> [Data section]:
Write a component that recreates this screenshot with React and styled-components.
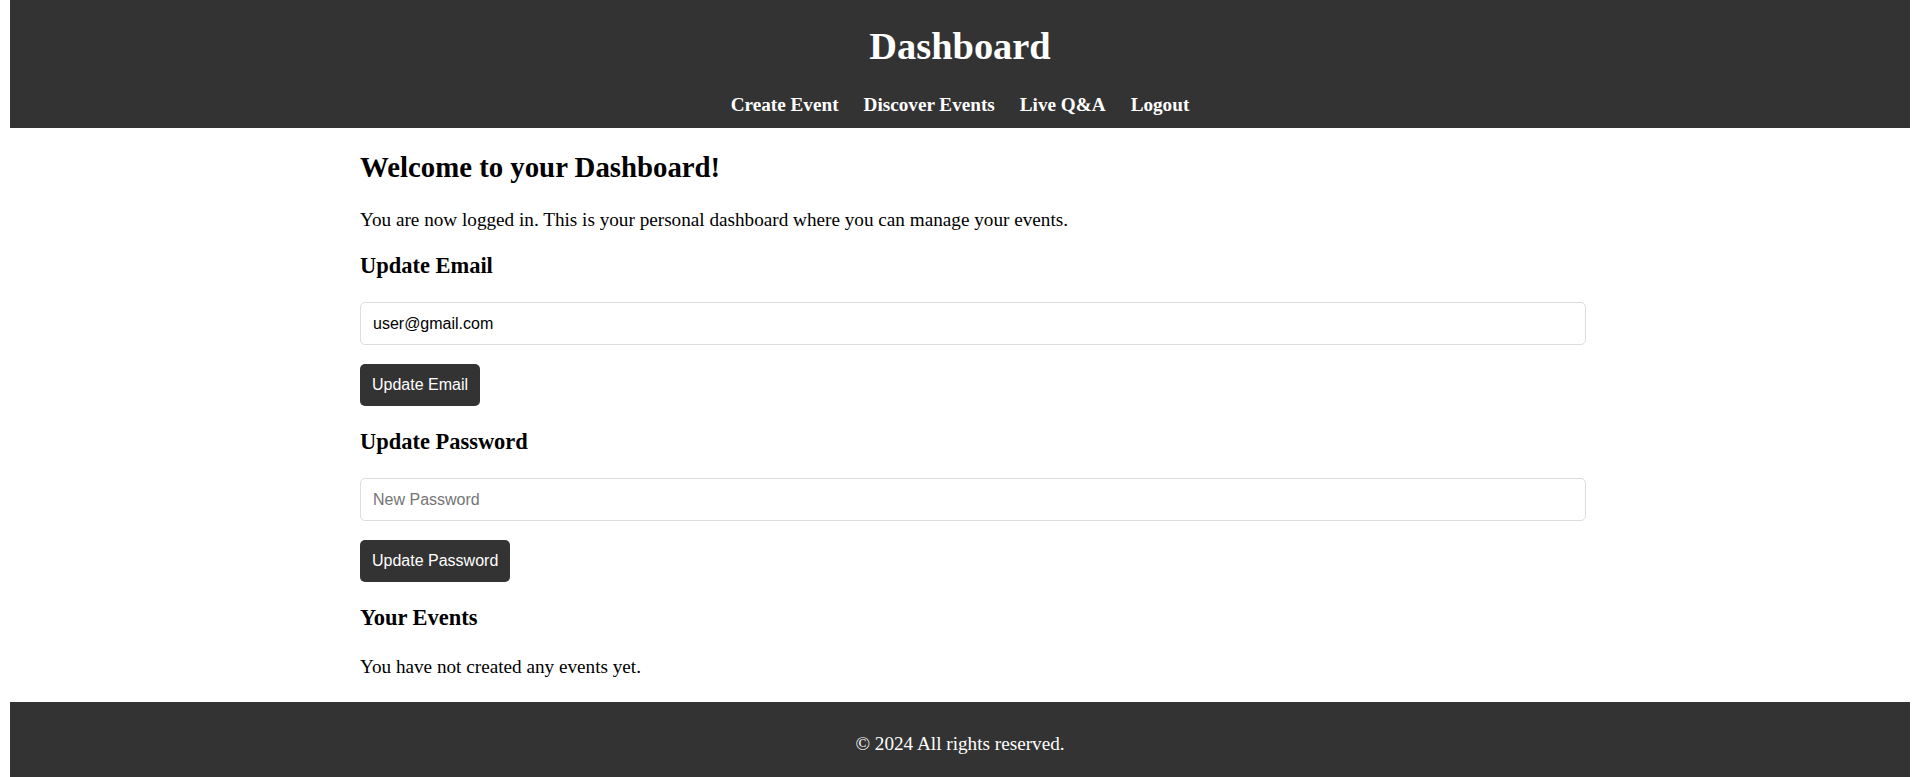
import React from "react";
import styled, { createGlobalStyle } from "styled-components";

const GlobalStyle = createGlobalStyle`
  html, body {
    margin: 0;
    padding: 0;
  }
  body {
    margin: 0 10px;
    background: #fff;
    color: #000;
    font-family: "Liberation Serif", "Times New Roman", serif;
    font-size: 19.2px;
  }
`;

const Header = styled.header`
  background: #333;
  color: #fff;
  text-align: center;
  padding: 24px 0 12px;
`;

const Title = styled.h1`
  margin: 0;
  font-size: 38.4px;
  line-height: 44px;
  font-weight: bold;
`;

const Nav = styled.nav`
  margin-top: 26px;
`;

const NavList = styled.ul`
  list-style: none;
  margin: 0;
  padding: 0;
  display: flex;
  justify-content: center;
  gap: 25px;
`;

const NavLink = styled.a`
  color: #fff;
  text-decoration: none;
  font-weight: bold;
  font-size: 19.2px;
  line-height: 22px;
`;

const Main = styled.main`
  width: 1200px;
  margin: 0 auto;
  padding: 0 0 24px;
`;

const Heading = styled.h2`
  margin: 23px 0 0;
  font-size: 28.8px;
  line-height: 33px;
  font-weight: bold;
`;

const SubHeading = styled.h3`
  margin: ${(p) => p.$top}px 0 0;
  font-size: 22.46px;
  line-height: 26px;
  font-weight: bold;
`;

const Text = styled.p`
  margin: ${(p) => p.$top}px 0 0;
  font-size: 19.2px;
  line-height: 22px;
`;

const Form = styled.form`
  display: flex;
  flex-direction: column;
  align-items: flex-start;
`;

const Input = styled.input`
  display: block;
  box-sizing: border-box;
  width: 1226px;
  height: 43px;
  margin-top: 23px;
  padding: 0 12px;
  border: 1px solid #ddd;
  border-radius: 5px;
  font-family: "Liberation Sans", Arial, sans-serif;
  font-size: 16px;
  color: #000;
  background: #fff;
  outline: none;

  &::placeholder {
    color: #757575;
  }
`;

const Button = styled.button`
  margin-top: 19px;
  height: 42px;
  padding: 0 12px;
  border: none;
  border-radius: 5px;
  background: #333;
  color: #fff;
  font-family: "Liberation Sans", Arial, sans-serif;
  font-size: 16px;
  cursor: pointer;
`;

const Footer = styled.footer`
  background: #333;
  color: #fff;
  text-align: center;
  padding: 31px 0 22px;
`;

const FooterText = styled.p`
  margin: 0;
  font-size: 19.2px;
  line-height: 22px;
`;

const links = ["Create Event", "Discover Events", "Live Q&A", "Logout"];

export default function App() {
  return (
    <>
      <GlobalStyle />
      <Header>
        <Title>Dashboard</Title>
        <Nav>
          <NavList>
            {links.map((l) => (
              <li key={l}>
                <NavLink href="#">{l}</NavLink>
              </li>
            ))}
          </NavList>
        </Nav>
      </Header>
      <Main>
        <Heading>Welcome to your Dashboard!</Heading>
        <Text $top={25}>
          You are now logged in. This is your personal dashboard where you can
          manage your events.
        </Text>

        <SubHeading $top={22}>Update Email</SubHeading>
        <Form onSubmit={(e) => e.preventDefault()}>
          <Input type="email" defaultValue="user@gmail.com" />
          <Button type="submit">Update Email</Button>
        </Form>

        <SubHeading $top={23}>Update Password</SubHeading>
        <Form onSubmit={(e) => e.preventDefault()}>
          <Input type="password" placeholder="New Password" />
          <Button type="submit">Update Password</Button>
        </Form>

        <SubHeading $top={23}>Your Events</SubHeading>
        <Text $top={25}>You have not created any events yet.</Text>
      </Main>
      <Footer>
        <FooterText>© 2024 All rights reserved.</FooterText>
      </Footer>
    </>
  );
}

> [What the exercise asks]: Pull out each line of the listing that holds the string "React".

> [Solution to this task]:
Write a component that recreates this screenshot with React and styled-components.
import React from "react";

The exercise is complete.